[Source data]
● ● ● ● ● ● ●

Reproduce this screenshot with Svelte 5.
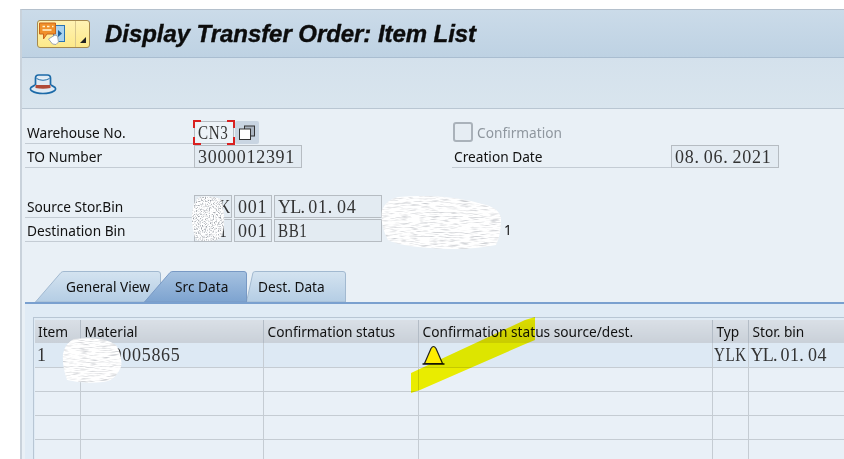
<script>
  const tabs = [
    { id: "general", title: "General View", w: 126, slant: 26 },
    { id: "src", title: "Src Data", w: 103, slant: 26, active: true },
    { id: "dest", title: "Dest. Data", w: 100, slant: 7 },
  ];
  const columns = [
    { title: "Item", w: 45 },
    { title: "Material", w: 183 },
    { title: "Confirmation status", w: 155 },
    { title: "Confirmation status source/dest.", w: 294 },
    { title: "Typ", w: 36 },
    { title: "Stor. bin", w: 110 },
  ];
  const emptyRows = [1, 2, 3, 4];
</script>

<div class="window">
  <header class="titlebar">
    <button class="menu-btn" aria-label="Menu">
      <span class="menu-icon">
        <svg width="30" height="24" viewBox="0 0 30 24">
          <rect x="15.500" y="3.500" width="11" height="16" fill="#a9d2ef" stroke="#2a74b4" />
          <path d="M20 8l4 3.500-4 3.500z" fill="#1f5f9a" />
          <path d="M1.500 1h16v11H9l-3.500 5v-5h-4z" fill="#f0902a" stroke="#c9641a" />
          <path d="M4.500 4.500h2.500M9 4.500h2.500M14 4.500h1.500M4.500 8h9" stroke="#fff3d0" stroke-width="1.300" />
          <path d="M17 13l-6.500 4 4 5 3.500 .5 2.500-2.500-1-6z" fill="#fff" stroke="#a0a6ac" />
        </svg>
      </span>
      <span class="menu-arrow"></span>
    </button>
    <h1>Display Transfer Order: Item List</h1>
  </header>

  <div class="toolbar">
    <svg width="28" height="24" viewBox="0 0 28 24" aria-label="Print">
      <path d="M6.500 15V7q0-3 3-3h9q3 0 3 3v8z" fill="#dfeaf4" stroke="#1c6aa8" stroke-width="1.700" />
      <path d="M7.500 7.500q6.500 3.500 13 0" fill="#f2f7fb" stroke="#1c6aa8" />
      <path d="M6 14l-4 2.500q-1.500 2 1 3.500q4 2.500 11 2.500t11-2.500q2.500-1.500 1-3.500l-4-2.500" fill="#dfeaf4" stroke="#1c6aa8" stroke-width="1.700" />
      <path d="M6.500 14h15v3q-7.500 1.500-15 0z" fill="#b04a38" />
    </svg>
  </div>

  <main class="content">
    <section class="form">
      <div class="row">
        <label class="lbl">Warehouse No.</label>
        <span class="field focus wh"><span class="narrow">CN3</span><i class="c tl"></i><i class="c tr"></i><i class="c bl"></i><i class="c br"></i></span>
        <span class="copy-btn">
          <svg width="18" height="16" viewBox="0 0 18 16">
            <rect x="6.500" y="1" width="10" height="10" fill="#aab4c0" stroke="#333" />
            <rect x="1.500" y="4" width="11" height="10.500" fill="#fff" stroke="#333" />
          </svg>
        </span>
        <span class="check-wrap">
          <span class="check"></span>
          <span class="check-lbl">Confirmation</span>
        </span>
      </div>
      <div class="row">
        <label class="lbl">TO Number</label>
        <span class="field to">3000012391</span>
        <label class="lbl date-lbl">Creation Date</label>
        <span class="field to">08. 06. 2021</span>
      </div>

      <div class="row bins">
        <label class="lbl">Source Stor.Bin</label>
        <span class="field b1"><span class="narrow">YLK</span></span>
        <span class="field b2">001</span>
        <span class="field b3"><span class="tight">YL.</span> 01. 04</span>
      </div>
      <div class="row">
        <label class="lbl">Destination Bin</label>
        <span class="field b1"><span class="narrow">BB1</span></span>
        <span class="field b2">001</span>
        <span class="field b3"><span class="narrow">BB1</span></span>
        <span class="bin-text">1</span>
      </div>
    </section>

    <nav class="tabs">
      {#each tabs as tab (tab.id)}
        <div class="tab" class:active={tab.active} style="width: {tab.w}px; padding-left: {tab.slant}px">
          <svg class="tab-bg" width={tab.w} height="31" viewBox="0 0 {tab.w} 31">
            <defs>
              <linearGradient id="grad-{tab.id}" x1="0" y1="0" x2="0" y2="1">
                <stop offset="0" stop-color={tab.active ? "#a6c2e0" : "#d4e3f0"} />
                <stop offset="1" stop-color={tab.active ? "#7da3d0" : "#b4cde4"} />
              </linearGradient>
            </defs>
            <path
              d="M0.500 31 L{tab.slant} 1.500 Q{tab.slant + 1} 0.500 {tab.slant + 3} 0.500 H{tab.w - 3} Q{tab.w - 0.5} 0.500 {tab.w - 0.5} 3 V31 Z"
              fill="url(#grad-{tab.id})"
              stroke={tab.active ? "#7899c4" : "#a2b9d0"}
            />
          </svg>
          <span>{tab.title}</span>
        </div>
      {/each}
    </nav>

    <section class="panel">
      <div class="grid">
        <table>
          <colgroup>
            {#each columns as col}
              <col style="width: {col.w}px" />
            {/each}
          </colgroup>
          <thead>
            <tr>
              {#each columns as col}
                <th>{col.title}</th>
              {/each}
            </tr>
          </thead>
          <tbody>
            <tr class="first">
              <td class="mono">1</td>
              <td class="mono">0000005865</td>
              <td></td>
              <td>
                <svg class="warn" width="24" height="20" viewBox="0 0 24 20" aria-label="Warning">
                  <path d="M2.500 18.500 L9 3.500 Q11.500 -0.500 14 3.500 L20.500 18.500z" fill="#ffee00" stroke="#222" stroke-width="1.200" />
                  <path d="M0.500 19h22" stroke="#111" stroke-width="1.500" />
                </svg>
              </td>
              <td class="mono typ"><span class="narrow">YLK</span></td>
              <td class="mono bin"><span class="tight">YL.</span> 01. 04</td>
            </tr>
            {#each emptyRows as r (r)}
              <tr>
                {#each columns as col}
                  <td></td>
                {/each}
              </tr>
            {/each}
          </tbody>
        </table>
      </div>
    </section>
  </main>
</div>

<!-- redaction scribbles, they sit on top of the screenshot -->
<svg class="overlay" width="844" height="459" viewBox="0 0 844 459">
  <defs>
    <filter id="speck" x="0" y="0" width="1" height="1" color-interpolation-filters="sRGB">
      <feTurbulence type="fractalNoise" baseFrequency="0.75" numOctaves="2" seed="4" />
      <feColorMatrix values="0 0 0 0 0.6  0 0 0 0 0.62  0 0 0 0 0.65  3 0 0 0 -1.400" />
      <feComposite in2="SourceGraphic" operator="in" result="noise" />
      <feMerge><feMergeNode in="SourceGraphic" /><feMergeNode in="noise" /></feMerge>
    </filter>
    <filter id="lines" x="0" y="0" width="1" height="1" color-interpolation-filters="sRGB">
      <feTurbulence type="fractalNoise" baseFrequency="0.1 0.8" numOctaves="2" seed="9" />
      <feColorMatrix values="0 0 0 0 0.75  0 0 0 0 0.76  0 0 0 0 0.78  2.200 0 0 0 -1.050" />
      <feComposite in2="SourceGraphic" operator="in" result="noise" />
      <feMerge><feMergeNode in="SourceGraphic" /><feMergeNode in="noise" /></feMerge>
    </filter>
  </defs>
  <path d="M199 197q12-2 22 2q4 12 3 26q-1 12-6 15q-12 2-22 0q-5-14-4-26q1-12 7-17z" fill="#fff" filter="url(#speck)" />
  <path d="M398 197q50-4 88 8q14 4 15 14q0 16-5 26q-30 6-66 3q-30-2-42-8q-8-14-6-30q4-10 16-13z" fill="#fff" filter="url(#lines)" />
  <path d="M74 339q30-3 42 6q7 12 5 22q-6 14-18 15q-20 2-36-2q-5-14-4-26q2-11 11-15z" fill="#fff" filter="url(#lines)" />
</svg>
<svg class="overlay marker" width="844" height="459" viewBox="0 0 844 459">
  <path d="M411 373 L525 320 L535 317 L535 340 L523 345 L420 390 L411 393z" fill="#fffb00" />
</svg>

<style>
  :global(body) {
    margin: 0;
    background: #fff;
    overflow: hidden;
  }
  .window {
    margin: 9px 0 0 20px;
    height: 450px;
    width: 824px;
    overflow: hidden;
    box-sizing: border-box;
    border-top: 1px solid #b4c0cc;
    border-left: 2px solid #c9d2db;
    background: #e9f0f6;
    font-family: "Noto Sans", "Liberation Sans", sans-serif;
    color: #111;
  }
  .titlebar {
    height: 48px;
    box-sizing: border-box;
    display: flex;
    align-items: center;
    padding-left: 15px;
    background: linear-gradient(#cbdbe9, #bed2e3);
    border-bottom: 1px solid #a9bdd0;
  }
  .menu-btn {
    width: 53px;
    height: 28px;
    padding: 0;
    display: flex;
    border: 1px solid #a5894e;
    border-radius: 3px;
    background: linear-gradient(#fff3b4, #fde98a);
  }
  .menu-icon {
    width: 38px;
    height: 100%;
    display: flex;
    align-items: center;
    box-sizing: border-box;
    border-right: 1px solid #d8c78e;
  }
  .menu-arrow {
    flex: 1;
    position: relative;
  }
  .menu-arrow::after {
    content: "";
    position: absolute;
    right: 3px;
    bottom: 4px;
    border-style: solid;
    border-width: 0 0 6px 6px;
    border-color: transparent transparent #222 transparent;
  }
  h1 {
    margin: 0 0 0 15px;
    font-family: "Liberation Sans", sans-serif;
    font-size: 24px;
    font-weight: 700;
    font-style: italic;
    letter-spacing: -0.06px;
    -webkit-text-stroke: 0.4px #0c0c0c;
    color: #0c0c0c;
    white-space: nowrap;
  }
  .toolbar {
    height: 51px;
    box-sizing: border-box;
    display: flex;
    align-items: center;
    padding-left: 7px;
    background: linear-gradient(#d4e1ec, #d9e5ee);
    border-bottom: 1px solid #b9c6d2;
  }
  .content {
    padding: 11px 0 0 3px;
  }
  .form {
    display: flex;
    flex-direction: column;
  }
  .row {
    display: flex;
    align-items: flex-end;
    height: 24px;
  }
  .bins {
    margin-top: 26px;
  }
  .lbl {
    width: 169px;
    box-sizing: border-box;
    height: 24px;
    line-height: 25px;
    padding-left: 2px;
    font-size: 13.7px;
    white-space: nowrap;
    border-bottom: 1px solid #c4ccd4;
  }
  .field {
    position: relative;
    box-sizing: border-box;
    height: 23px;
    line-height: 22px;
    padding-left: 3px;
    font-family: "Liberation Serif", serif;
    font-size: 18px;
    letter-spacing: 0.7px;
    word-spacing: -1px;
    color: #333;
    background: #e3ebf2;
    border: 1px solid #b6bcc2;
    white-space: nowrap;
  }
  .narrow {
    display: inline-block;
    transform: scaleX(0.84);
    transform-origin: left center;
  }
  .tight {
    letter-spacing: -0.8px;
  }
  .wh {
    width: 40px;
    background: #edf3f8;
  }
  .to {
    width: 108px;
  }
  .c {
    position: absolute;
    width: 6px;
    height: 6px;
    border: 0 solid #d92020;
  }
  .tl { left: -2px; top: -2px; border-width: 2px 0 0 2px; }
  .tr { right: -2px; top: -2px; border-width: 2px 2px 0 0; }
  .bl { left: -2px; bottom: -2px; border-width: 0 0 2px 2px; }
  .br { right: -2px; bottom: -2px; border-width: 0 2px 2px 0; }
  .copy-btn {
    width: 24px;
    height: 23px;
    margin-left: 1px;
    display: flex;
    align-items: center;
    justify-content: center;
    background: #c9d5e2;
    border-radius: 2px;
  }
  .check-wrap {
    display: flex;
    align-items: center;
    gap: 4px;
    margin-left: 194px;
    height: 24px;
  }
  .check {
    width: 20px;
    height: 20px;
    box-sizing: border-box;
    background: #e6edf3;
    border: 2px solid #aab2ba;
    border-radius: 3px;
  }
  .check-lbl {
    font-size: 13.7px;
    color: #8f979f;
  }
  .date-lbl {
    width: 219px;
    margin-left: 150px;
  }
  .b1 {
    width: 38px;
  }
  .b2 {
    width: 38px;
    margin-left: 2px;
  }
  .b3 {
    width: 108px;
    margin-left: 2px;
  }
  .bin-text {
    margin-left: 122px;
    font-size: 13.7px;
    line-height: 24px;
  }
  .tabs {
    display: flex;
    height: 31px;
    margin-left: 10px;
    margin-top: 29px;
  }
  .tab {
    position: relative;
    box-sizing: border-box;
    height: 31px;
    line-height: 31px;
    font-size: 13.7px;
    margin-right: -1px;
  }
  .tab.active {
    z-index: 1;
    margin-left: -16px;
  }
  .tab span {
    position: relative;
    margin-left: 5px;
    white-space: nowrap;
  }
  .tab-bg {
    position: absolute;
    left: 0;
    top: 0;
  }
  .panel {
    padding: 13px 0 0 8px;
    height: 160px;
    background: #e0ebf5;
    border-top: 2px solid #7aa0cf;
  }
  .grid {
    width: 840px;
    height: 150px;
    padding: 2px 0 0 1px;
    background: #e0ebf5;
    border-top: 1px solid #b8c6d4;
    border-left: 1px solid #b8c6d4;
  }
  table {
    border-collapse: collapse;
    table-layout: fixed;
    width: 823px;
    background: #e9f0f7;
  }
  th {
    height: 23px;
    padding: 0 0 0 4px;
    box-sizing: border-box;
    text-align: left;
    font-size: 13.7px;
    font-weight: 400;
    white-space: nowrap;
    background: linear-gradient(#d9dfe6, #c9d0d8);
    border-right: 1px solid #b3bcc6;
  }
  th:first-child {
    padding-left: 3px;
  }
  td {
    height: 24px;
    padding: 0 0 0 3px;
    box-sizing: border-box;
    border-right: 1px solid #c5ccd3;
    border-bottom: 1px solid #c5ccd3;
    white-space: nowrap;
    overflow: hidden;
  }
  .first td {
    background: #dde9f4;
  }
  .first td:first-child {
    padding-left: 2px;
  }
  .mono {
    padding-top: 2px;
    font-family: "Liberation Serif", serif;
    font-size: 18px;
    letter-spacing: 0.7px;
    color: #333;
  }
  td.typ {
    padding-left: 1px;
  }
  td.bin {
    padding-left: 2px;
    word-spacing: -1px;
    letter-spacing: 0.4px;
  }
  .warn {
    display: block;
    margin-top: 1px;
  }
  .overlay {
    position: absolute;
    left: 0;
    top: 0;
    pointer-events: none;
  }
  .marker {
    mix-blend-mode: multiply;
  }
</style>
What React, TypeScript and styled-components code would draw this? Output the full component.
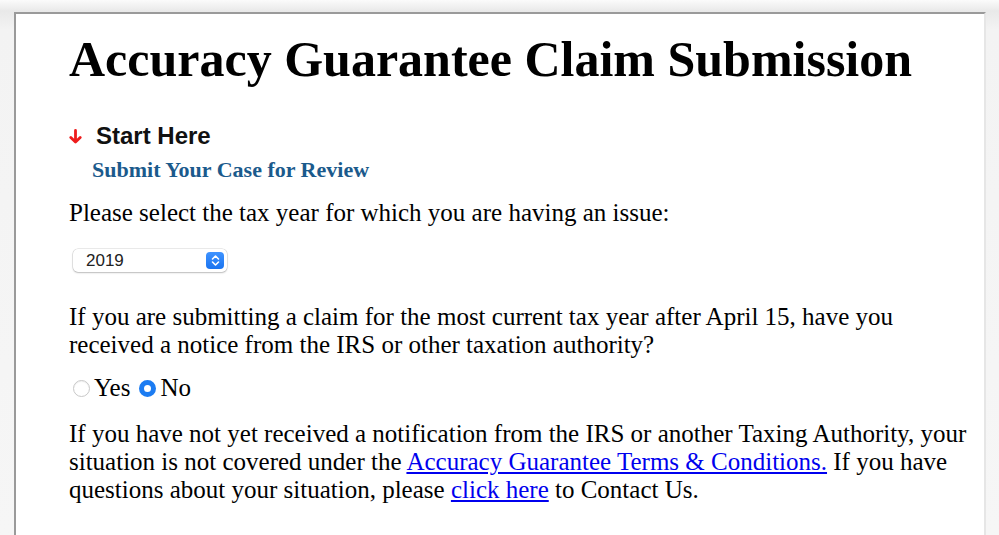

● ● ● ● ● ● ●

:: Task ::
Which lines hold the word "screenshot"? Return all of them from the records above.

:: Answer for the task ::
Reproduce this screenshot with Svelte 5.
<!-- redaction scribbles, they sit on top of the screenshot -->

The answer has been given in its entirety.